Вечером я шел по набережной и наткнулся на тележку бомжа. Это была обыкновенная тележка из супермаркета, наполненная всяческим хламом. Я собрался рядом с ней постоять, покурить — незаметно, в кулак, потому что видел надписи на бетонном парапете — NO ALCOHOL, NO SMOKING. Чего только не было в этой тележке! И обрывок рыболовной сети, и обломок серфинговой доски, спортивная сумка — и совсем новенькие кроссовки — черные Brooks. Пряча сигарету и украдкой затягиваясь, я снова огляделся в поисках владельца этого добра. И снова никого не увидел — кроме туристов, спешивших в бары или — вальяжно идущих домой после еды и выпивки.
И тут что-то случилось со мной — что-то повернулось во мне. Теперь я не стал оглядываться, а скинул сандалии, натянул кроссовки и был таков.

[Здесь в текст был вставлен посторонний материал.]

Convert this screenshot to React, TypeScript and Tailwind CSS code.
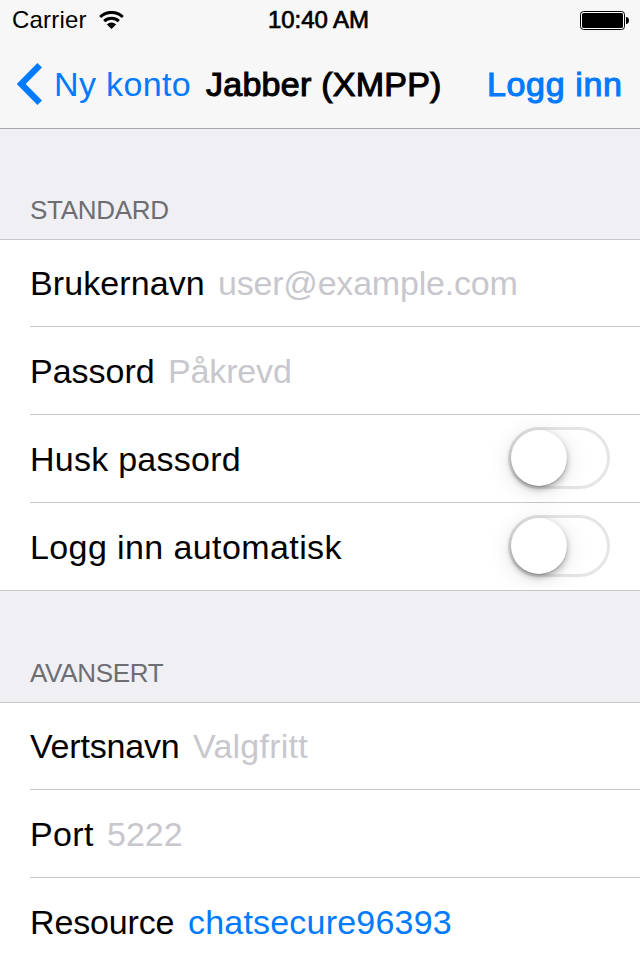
import type { ReactNode } from "react";

function StatusBar() {
  return (
    <div className="grid h-10 grid-cols-3 items-center pl-3 pr-[11px]">
      <div className="flex items-center gap-[12px]">
        <span className="text-[24px] leading-10 tracking-[0.2px]">Carrier</span>
        <svg width="25" height="18" viewBox="0 0 25 18" fill="none" stroke="#000" strokeWidth="3">
          <path d="M1.2 6A16.2 16.2 0 0 1 23.8 6" />
          <path d="M5.2 10.2A10.6 10.6 0 0 1 19.8 10.2" />
          <path d="M12.5 18L7.9 13.4A6.6 6.6 0 0 1 17.1 13.4Z" fill="#000" stroke="none" />
        </svg>
      </div>
      <span className="mr-1 text-center text-[24px] leading-10 tracking-[-0.05px] [-webkit-text-stroke:0.7px_#000]">10:40 AM</span>
      <svg className="justify-self-end" width="49" height="19" viewBox="0 0 49 19">
        <rect x="0.5" y="0.5" width="44" height="18" rx="3" fill="#fff" stroke="#000" />
        <rect x="2" y="2" width="41" height="15" rx="1.6" />
        <path d="M46 6C48 6 49 7.6 49 9.5S48 13 46 13Z" />
      </svg>
    </div>
  );
}

function NavBar() {
  return (
    <div className="flex h-[88px] items-center whitespace-nowrap pl-[17px] text-[34px] leading-10">
      <svg className="shrink-0" width="26" height="42" viewBox="0 0 26 42" fill="none" stroke="#007aff" strokeWidth="6.4">
        <path d="M22.7 2.3L4.2 21L22.7 39.7" />
      </svg>
      <span className="ml-[11px] w-[152px] tracking-[0.35px] text-[#007aff]">Ny konto</span>
      <h1 className="w-[281px] tracking-[0.25px] [-webkit-text-stroke:1.1px_#000]">Jabber (XMPP)</h1>
      <span className="tracking-[0.65px] text-[#007aff] [-webkit-text-stroke:1.1px_#007aff]">Logg inn</span>
    </div>
  );
}

function SectionHeader({ children }: { children: ReactNode }) {
  return (
    <h2 className="flex h-full items-end pb-[13px] pl-[30px] text-[26px] leading-8 tracking-[-0.3px] text-[#6d6d72]">{children}</h2>
  );
}

function Row({ label, children, last }: { label: ReactNode; children?: ReactNode; last?: boolean }) {
  return (
    <div className={"ml-[30px] flex h-[88px] items-center whitespace-nowrap pr-[30px] text-[34px] leading-10 " + (last ? "pb-px" : "border-b border-[#c8c7cc]")}>
      {label}
      {children}
    </div>
  );
}

function Toggle() {
  return (
    <div className="ml-auto mb-[2px] h-[62px] w-[102px] rounded-full border-[3px] border-[#e5e5e5]">
      <div className="h-14 w-14 rounded-full bg-white shadow-[0_3px_6px_rgba(0,0,0,0.3),0_1px_1px_rgba(0,0,0,0.16),0_4px_24px_rgba(0,0,0,0.13)]" />
    </div>
  );
}

export default function App() {
  return (
    <div className="h-[960px] w-[640px] overflow-hidden bg-[#efeff4] font-['Liberation_Sans',Arial,sans-serif] text-black">
      <header className="h-[129px] border-b border-[#a7a7ab] bg-[#f7f7f7]">
        <StatusBar />
        <NavBar />
      </header>
      <div className="h-[110px]">
        <SectionHeader>STANDARD</SectionHeader>
      </div>
      <section className="h-[352px] overflow-hidden border-y border-[#c8c7cc] bg-white">
        <div className="-mt-px">
          <Row label={<span className="w-[188px] tracking-[0.1px]">Brukernavn</span>}>
            <span className="tracking-[-0.2px] text-[#c7c7cd]">user@example.com</span>
          </Row>
          <Row label={<span className="w-[138px]">Passord</span>}>
            <span className="tracking-[-0.15px] text-[#c7c7cd]">Påkrevd</span>
          </Row>
          <Row label={<span className="tracking-[0.25px]">Husk passord</span>}><Toggle /></Row>
          <Row last label={<span className="tracking-[0.4px]">Logg inn automatisk</span>}><Toggle /></Row>
        </div>
      </section>
      <div className="h-[111px]">
        <SectionHeader>AVANSERT</SectionHeader>
      </div>
      <section className="border-t border-[#c8c7cc] bg-white">
        <div className="-mt-px">
          <Row label={<span className="w-[163px] tracking-[-0.2px]">Vertsnavn</span>}>
            <span className="tracking-[0.25px] text-[#c7c7cd]">Valgfritt</span>
          </Row>
          <Row label={<span className="w-[77px] tracking-[0.35px]">Port</span>}>
            <span className="text-[#c7c7cd]">5222</span>
          </Row>
          <Row last label={<span className="w-[158px] tracking-[-0.15px]">Resource</span>}>
            <span className="tracking-[0.2px] text-[#007aff]">chatsecure96393</span>
          </Row>
        </div>
      </section>
    </div>
  );
}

Очнулся я только за порогом своего убежища. И лишь тогда понял, что натворил. Дело в том, что я никогда ничего не крал. Даже батон хлеба, который кто-нибудь из нас, студентов Физтеха, в перестроечной Москве, засовывал в рукав куртки вместе с банкой кабачковой икры, перед тем как подойти к кассе… Даже этого я не делал — не столько из брезгливости, сколько из принципиальных соображений, понимая, что рискну сдохнуть с голодухи, но не украду…
Хозяин моей квартирки запрещал курить везде — и на крыльце, и в патио, и мне не хотелось нарушать правила, особенно после того, как я стал обладателем кроссовок Brooks, абсолютно моего размера. Вот почему однажды глубокой ночью, проснувшись от кошмара, где я на Манхэттене пытался выбраться из аквариума-небоскреба, в котором плавал кит и грозил размозжить меня ударом огромного, как небо, хвоста, — я вышел на улицу и стал прохаживаться по тротуару с самокруткой в зубах. Как вдруг на пустынной улице я услышал дребезг. Сильный пронзительный звук приближался ко мне рывками. И тут я увидел тележку, груженную каким-то скарбом, которая двигалась прямо на меня. Накатит, почти остановится, и снова накатит. У меня заняло всего доли секунды сообразить, в чем дело, но почему-то меня охватил ужас. Кто-то толкал тележку снизу, такой небольшой, что его не было видно. Я посторонился. Я сделал шаг в сторону и увидел, как карлик, ковыляя вразвалку, проворно толкает тележку со всяким барахлом, сверху которого лежат мои сандалии.
Донесся запах мочи. Заросший до бровей бородой, с волосами, связанными в хвост, человечек, с широким добрым лицом, подмигнул мне в свете фонаря и, одним рывком догнав снова мою судьбу, растворился в тьме переулка.